Whew! I just got back from a long two-week trip to Europe, in order to attend a pair of optics meetings. The first of these was in Joensuu, Finland, and the second was on the island of Spetses in Greece. The trips were both amazingly productive, and I am hopeful that I’ll get a lot of beneficial outcomes from them.
I also took a lot of photographs! Over the next few posts, while I finish my cat physics book draft which is due soon, I’ll share some of those photos.
My first meeting was a workshop on optical coherence theory in Joensuu, Finland. Joensuu, the capital of the North Karelia region of the country, is a charming city with a population of about 76,000 people.
The city is relatively close to the Arctic Circle, which means that it never really gets completely dark during the summer, and doesn’t get really very light during the winter. Fortunately, I was visiting during the former.

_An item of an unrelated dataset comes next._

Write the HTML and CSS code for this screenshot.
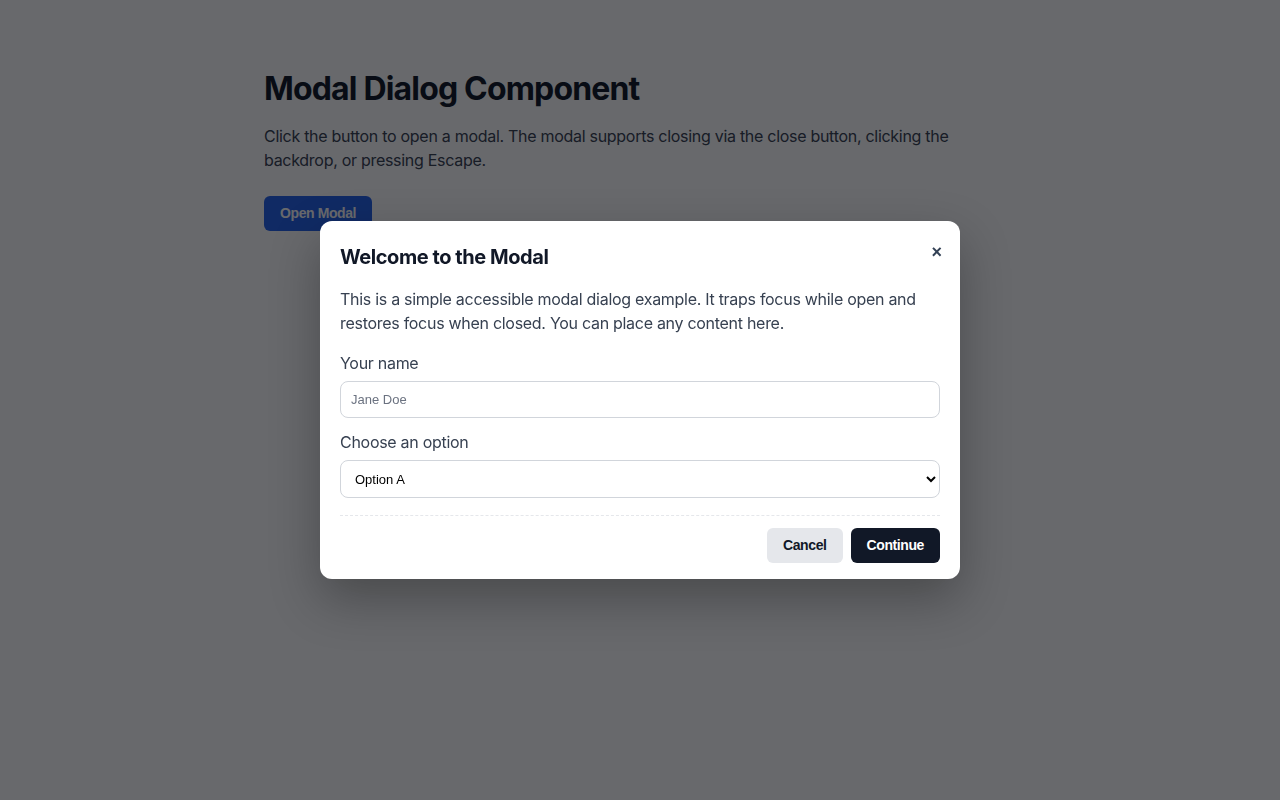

This was my third trip to Joensuu, and the city has been growing on me more and more with every trip. It has a lot of character, a beautiful location situated on the Pielisjoki River, and a really nice cafe and restaurant scene along the river.
But I really wanted to share my photos of Koli National Park!
Koli is a park about an hour away from Joensuu, a collection of forested hills that borders Lake Pielinen, It boasts spectacular views of the Lake and a nice quiet serenity.
From the point we had our short conference excursion to the park, there are three major hills: Ukko-Koli, Akka-Koli and Paha-Koli. The first we encountered was Ukko-Koli, and I was suitably excited.
The second hill, Akka-Koli, faces inland, giving a different perspective on the landscape.
Akka-Koli is also the location of an area called the Temple of Silence, apparently popular for wedding ceremonies as well as Blair Witch-style creepy sacrifices.
But Paha-Koli was my favorite site. There, you can climb a very steep and treacherous granite slope to reach a high point for an unobstructed and contemplative view.
Just walking the trails of Koli is satisfying by itself, incidentally. The park is an almost unreal level of green — at least for someone like me who spends most of his time in drought-ridden North Carolina.
Some scenes look like they were ripped right out of a book about Hobbits.
I don’t have much more to share about the park in this post, other than to add a few additional images and to say that it is a lovely place and well worth visiting if you ever find yourself in Finland! I’ll have many more details to share about my travels in Greece.